Wild at Heart
Baby Boomers fuel the rise of motorcycle clubs
GREATER METROPLEX – Next time you see a posse of motorcycle riders passing you on Interstate 35, take a closer look. One of them might be your boss.
Despite a lingering stereotype that refuses to die, bikers are no longer rowdy tough guys looking for trouble. These days, your riding buddy is more likely to be your mortgage broker, a small-business owner or an engineer than the neighborhood bartender or grate monkey.
Several local clubs cater to baby boomers who long to take a walk on the wild side and feel the wind in their hair – what’s left of it, anyway.” I’ve ridden with doctors, pilots, policemen and managers of all kinds from their 30s to their 70s,” says Duane Fisher, a retired Federal Aviation Administration air traffic controller who has ridden motorcycles since he was 18.
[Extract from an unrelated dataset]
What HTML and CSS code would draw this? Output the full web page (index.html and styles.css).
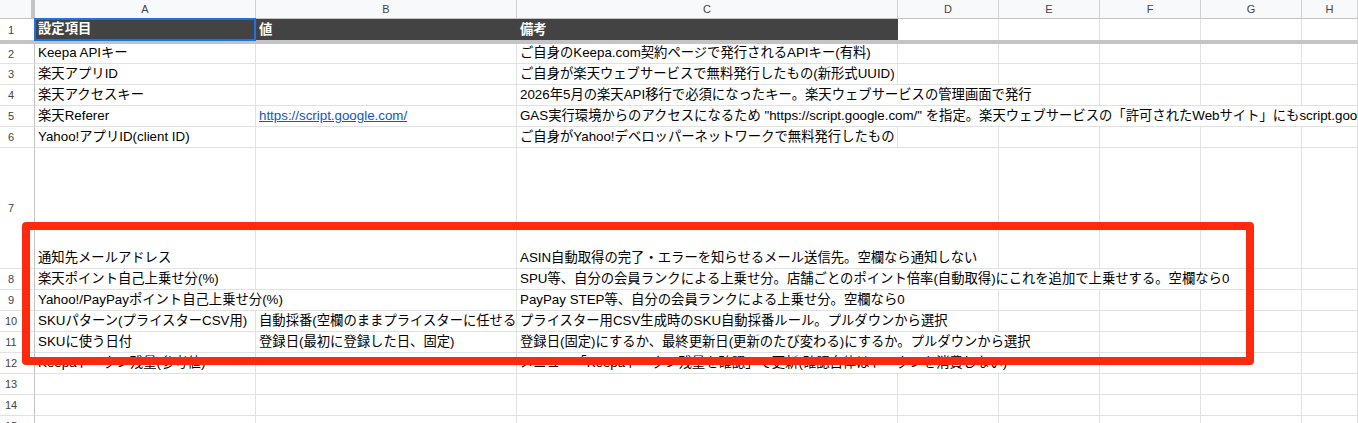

“It’s not important whether you’re a blue- or a white-collar worker. When you get home you’ve forgotten about your job, seen a lot of country and had some good conversation,” he says.
…“Some of these people rode back in the ‘60s or ‘70s, got married, raised a family and have now come back to riding again,” says B.J. Melin, director of customer service with Apex Services and president of the local MTA chapter. “That element of bikers who used to deal in drugs and alcohol is long gone,” he says.
…Women bikers can join their own club, the Leatherchics, through the DFW chapter of Women on Wheels. The Leatherchics attract a cross-section of women, including managers, accountants, counselors – and even a nanny who takes a break from her charges to bike cross-country. “The biggest misconception people have about women who ride motorcycles is that we are all ‘motorcycle mommas,’” says chapter director Laura Himebaugh. “What we do have in common is the love of freedom that motorcycles offer – and that little bit of extra courage it sometimes takes to start riding.”
…These gentler motorcycle clubs will likely continue to attract members as boomers with disposable income seek out exciting hobbies, some say. “Twenty years ago everyone thought that motorcyclists were just ‘scooter trash.’ But that’s all changed now because almost everyone has a friendly neighbor who works nine to five and pulls their bike out to ride on the weekends,” Melin says.